## DESCRIPTION OF THE TASK
Copy the data precisely, keeping every character.

** Start DATA EXTRACT **

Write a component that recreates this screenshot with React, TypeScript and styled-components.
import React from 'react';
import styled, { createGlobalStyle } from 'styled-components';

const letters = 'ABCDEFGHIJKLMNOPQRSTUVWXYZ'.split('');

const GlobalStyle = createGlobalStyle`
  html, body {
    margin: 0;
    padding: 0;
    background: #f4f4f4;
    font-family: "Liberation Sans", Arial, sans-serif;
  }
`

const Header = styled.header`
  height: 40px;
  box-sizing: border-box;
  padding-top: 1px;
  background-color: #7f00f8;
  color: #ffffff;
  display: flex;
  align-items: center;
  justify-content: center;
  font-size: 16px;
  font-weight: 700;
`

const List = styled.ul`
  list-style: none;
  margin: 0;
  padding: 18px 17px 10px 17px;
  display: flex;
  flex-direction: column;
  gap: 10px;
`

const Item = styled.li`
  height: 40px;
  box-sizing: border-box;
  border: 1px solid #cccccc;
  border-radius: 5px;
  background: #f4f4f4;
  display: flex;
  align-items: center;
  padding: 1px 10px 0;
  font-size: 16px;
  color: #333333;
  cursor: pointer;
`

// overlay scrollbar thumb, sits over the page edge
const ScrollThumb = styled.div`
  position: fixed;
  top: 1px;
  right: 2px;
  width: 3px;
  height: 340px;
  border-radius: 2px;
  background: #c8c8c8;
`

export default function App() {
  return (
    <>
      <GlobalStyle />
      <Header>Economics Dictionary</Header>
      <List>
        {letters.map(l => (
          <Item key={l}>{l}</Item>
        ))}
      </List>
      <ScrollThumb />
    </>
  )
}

** End DATA EXTRACT **

## CORRECT RESULT
Write a component that recreates this screenshot with React, TypeScript and styled-components.
import React from 'react';
import styled, { createGlobalStyle } from 'styled-components';

const letters = 'ABCDEFGHIJKLMNOPQRSTUVWXYZ'.split('');

const GlobalStyle = createGlobalStyle`
  html, body {
    margin: 0;
    padding: 0;
    background: #f4f4f4;
    font-family: "Liberation Sans", Arial, sans-serif;
  }
`

const Header = styled.header`
  height: 40px;
  box-sizing: border-box;
  padding-top: 1px;
  background-color: #7f00f8;
  color: #ffffff;
  display: flex;
  align-items: center;
  justify-content: center;
  font-size: 16px;
  font-weight: 700;
`

const List = styled.ul`
  list-style: none;
  margin: 0;
  padding: 18px 17px 10px 17px;
  display: flex;
  flex-direction: column;
  gap: 10px;
`

const Item = styled.li`
  height: 40px;
  box-sizing: border-box;
  border: 1px solid #cccccc;
  border-radius: 5px;
  background: #f4f4f4;
  display: flex;
  align-items: center;
  padding: 1px 10px 0;
  font-size: 16px;
  color: #333333;
  cursor: pointer;
`

// overlay scrollbar thumb, sits over the page edge
const ScrollThumb = styled.div`
  position: fixed;
  top: 1px;
  right: 2px;
  width: 3px;
  height: 340px;
  border-radius: 2px;
  background: #c8c8c8;
`

export default function App() {
  return (
    <>
      <GlobalStyle />
      <Header>Economics Dictionary</Header>
      <List>
        {letters.map(l => (
          <Item key={l}>{l}</Item>
        ))}
      </List>
      <ScrollThumb />
    </>
  )
}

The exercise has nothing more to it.